Entre 20 y 300 dólares (de 14 a 225 euros). Ésa es la banda de precios por los conciertos en el Kennedy Center, el tempo de la música en Washington, para la próxima semana. Normalmente, la tarifa para escuchar al violinista Joshua Bell se situaría en la parte superior de esa franja. Pero no el viernes pasado. Ese día, durante 43 minutos, Bell interpretó una serie de piezas -entre ellas, Chaconne, de Juan Sebastián Bach, una de las obras más difíciles que se pueden tocar con un violín- en la parada de Metro de L'Enfant, la mayor de Washington.
En total, 1.097 personas pasaron frente a él. Y ni una sola se detuvo un segundo para escucharle.
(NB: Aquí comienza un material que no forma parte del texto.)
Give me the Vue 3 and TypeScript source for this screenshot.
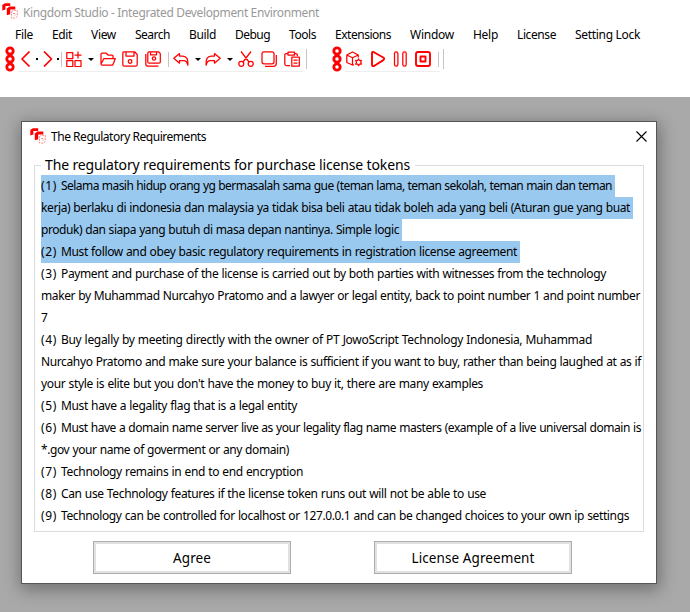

Bell, vestido con una camiseta, parecía un músico callejero más, y no un virtuoso que ha ganado un Grammy y que estaba además tocando un stradivarius de 1713 que compró hace unos pocos años por una cantidad que permanece secreta, pero que se estima en 3,5 millones de dólares (2,6 millones de euros). En total, sacó 23 dólares. Dos días antes, en el Symphony Hall, en Boston, Bell había llenado la sala, a un precio medio de 100 dólares (75 euros) la butaca.
Todo empezó como una iniciativa de The Washington Post. ¿Serían los habitantes de la ciudad capaces de reconocer el talento de uno de los mayores violinistas del mundo? Para ello, sólo había una forma de saberlo. Poner a Bell, que estaba en la ciudad examinando un violín del siglo XVIII en la Biblioteca del Congreso, a tocar en hora punta -las ocho menos cuarto de la mañana- en una de las bocas de la parada de L'Enfant, por la que en ese momento pasan miles de funcionarios que se dirigen a sus trabajos en las oficinas del Gobierno federal (el equivalente de la Administración central española), que ocupan esa parte de Washington.
En teoría, la gente debería detectar que aquel individuo no era un músico callejero más. Ésa era al menos la opinión de los expertos. Leonard Slatkin, director de la Orquesta Sinfónica Nacional de Washington estimó que, si pasaban 1.000 personas frente a Bell, «tal vez entre 75 y 100 se pararán y escucharán durante algún tiempo», y el intérprete lograría obtener «alrededor de 150 dólares».
Slatkin es mucho mejor como director de orquesta que como sociólogo. O tal vez imaginaba que la música clásica tiene el mismo atractivo popular que el rock de U2, que en 1987 paralizaron una calle en Los Angeles mientras tocaban su éxito Where the streets have no name en el tejado de una tienda de bebidas alcohólicas, al más puro estilo de The Beatles, que hicieron lo mismo, pero en el tejado de su discográfica, Apple.
Queda sin embargo el consuelo de que cuatro años después Bono y sus compañeros trataron de montar el mismo espectáculo en Oxford Street, en Londres, con su canción The fly, para encontrarse con una formidable indiferencia de los británicos, lo que les llevó a grabar un videoclip del tema en estudio, dado que no tiene gracia ver a cuatro irlandeses tocando en directo entre la indiferencia del público.
La experiencia de Bell en L'Enfant le sitúa en la tradición de The fly. A pesar de la glacial mañana en Washington, a cero grados centígrados, el público no mostró el más mínimo interés en su trabajo. Durante los tres primeros minutos de interpretación de Chaconne, no sólo no se paró ningún transeúnte, sino que nadie giró ni siquiera la cabeza para mirar a Bell.
Sólo cuando el genio ya llevaba allí tres minutos y medio, un hombre le dio una limosna de un dólar. Tras Chaconne vino el Ave Maria de Schubert. Luego, otros clásicos. Siempre entre la indiferencia del público. O del público adulto. Porque uno de los pocos que quisieron pararse fue Evan, un niño afroamericano de tres años de edad. Pero su madre tiró de él para que no se detuviera. Su madre, Sharon Parker, justificó su falta de paciencia al Post: «No tenía tiempo para pararme».